E ciò perfino nell’ipotesi, che i ricorrenti assumono essersi verificata per i loro terreni, che sull’immobile sia imposta soltanto "una servitù di diritto privato.. ed il bene continui ad essere utilizzato dal proprietario o dal titolare di un altro diritto reale" (5° comma). Laddove l’occupazione espropriativa non è configurabile nell’ipotesi di asservimento senza titolo del fondo del privato neppure ad un’opera pubblica;nella quale non si determina la costituzione a favore della Pubblica Amministrazione di servitù, secondo lo schema suddetto, in considerazione della non configurabilità dei relativi presupposti (radicale trasformazione ed incorporazione del bene in detta opera) rispetto ai diritti reali "in re aliena", ma soltanto un illecito di tipo permanente, il quale perdura fino a che non venga rimossa la situazione abusiva (Cass. sez. un. 2724/1991;8065/1990;3963 e 4619/1989).

7. Conclusivamente la costruzione sul fondo dei ricorrenti di opere e manufatti appartenenti (o asserviti) al condominio o di pertinenza dì quest’ultimo senza provvedimenti di esproprio e/o di asservimento configura un fatto illecito di natura permanente (anche agli effetti della prescrizione invocata dal ricorrente incidentale), che non ha comportato il trasferimento della sua proprietà o la costituzione di un diritto di servitù in capo all’ente costruttore o a quello che ha detenuto l’immobile senza titolo, ma resta disciplinato in ogni suo profilo dal combinato disposto degli art. 2043 e 2058 cod. civ. I quali attribuiscono proprio agli attuali proprietari La.Ga. la legittimazione ad esercitare le relative azioni a tutela del loro diritto dominicale: da essi correttamente rivolte non nei confronti del soggetto che aveva ottenuto il decreto di occupazione temporanea -il comune dì Genova- ed era obbligato a corrispondere l’indennizzo di cui all’art. 20 della legge 865/1971 (estraneo a questo giudizio), ma nei confronti dell’autore della illegittima detenzione del bene pur dopo la scadenza del periodo autorizzato dal menzionato decreto:tenuto a rispondere, proprio per il carattere personale della responsabilità extracontrattuale invocato dal Condominio, per non aver consentito ai proprietari a decorrere da tale data, il pieno ed esclusivo godimento del fondo loro riconosciuto dall’art. 832 cod. civ.

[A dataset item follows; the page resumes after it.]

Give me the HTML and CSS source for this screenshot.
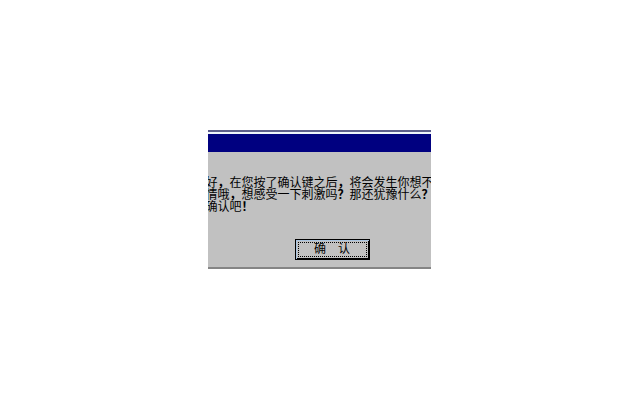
FILE: index.html
```
<!DOCTYPE html>
<html lang="zh-CN">
<head>
    <meta charset="UTF-8">
    <title>确认</title>
    <link rel="stylesheet" href="styles.css">
</head>
<body>
    <div class="dialog">
        <div class="title-bar"></div>
        <div class="dialog-body">
            <p class="message">好<b>，</b>在您按了确认键之后<b>，</b>将会发生你想不<br>情哦<b>，</b>想感受一下刺激吗<b>？</b>那还犹豫什么<b>？</b><br>确认吧<b>！</b></p>
            <button class="ok-button" type="button"><span class="focus-ring">确　认</span></button>
        </div>
    </div>
</body>
</html>
```

FILE: styles.css
```
body {
    display: flex;
    justify-content: center;
    align-items: center;
    box-sizing: border-box;
    min-height: 100vh;
    margin: 0;
    padding: 0 2px 2px 0;
    background-color: #fff;
    font-family: "Liberation Sans", "Noto Sans CJK SC", sans-serif;
    font-size: 12px;
    line-height: 12px;
    color: #000;
}

.dialog {
    width: 223px;
    max-width: 100%;
    overflow: hidden;
    background-color: #c1c1c1;
    border-top: 2px solid #5d5e8b;
    border-bottom: 2px solid #858585;
}

.title-bar {
    height: 18px;
    border-top: 2px solid #eef4fb;
    background-color: #000080;
}

.dialog-body {
    display: flex;
    flex-direction: column;
    align-items: center;
    padding: 25px 0 7px 26px;
}

/* the message runs past both edges of the window */
.message {
    align-self: flex-start;
    margin: 0 0 26px -28px;
    white-space: nowrap;
}

.ok-button {
    box-sizing: border-box;
    width: 75px;
    height: 21px;
    padding: 1px;
    border: 1px solid #000;
    background-color: #c1c1c1;
    box-shadow: inset 1px 1px 0 #a9c4e0, inset -1px -1px 0 #000;
    font: inherit;
    color: inherit;
}

.focus-ring {
    display: block;
    margin: 1px;
    border: 1px dotted #000;
    line-height: 13px;
}
```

Pertanto la sentenza impugnata ha errato anche nella individuazione dei soggetti processuali titolari del rapporto obbligatorio fatto valere dai ricorrenti; per cui/dichiarato inammissibile il secondo motivo del ricorso incidentale con cui il Condominio ha riproposto l’eccezione di prescrizione della propria obbligazione risarcitoria, che potrà essere esaminata soltanto dal giudice di rinvio, la decisione suddetta va cassata con rinvio ad altra sezione della Corte di appello di Genova che si atterrà ai principi esposti e provvedere alla liquidazione delle spese del giudizio di legittimità.

P.Q.M.

La Corte, accoglie il ricorso principale, dichiara inammissibile il secondo motivo dell’incidentale, cassa la sentenza impugnata in relazione al motivo accolto e rinvia anche per le spese del giudizio di legittimità ad altra sezione della Corte di appello di Genova.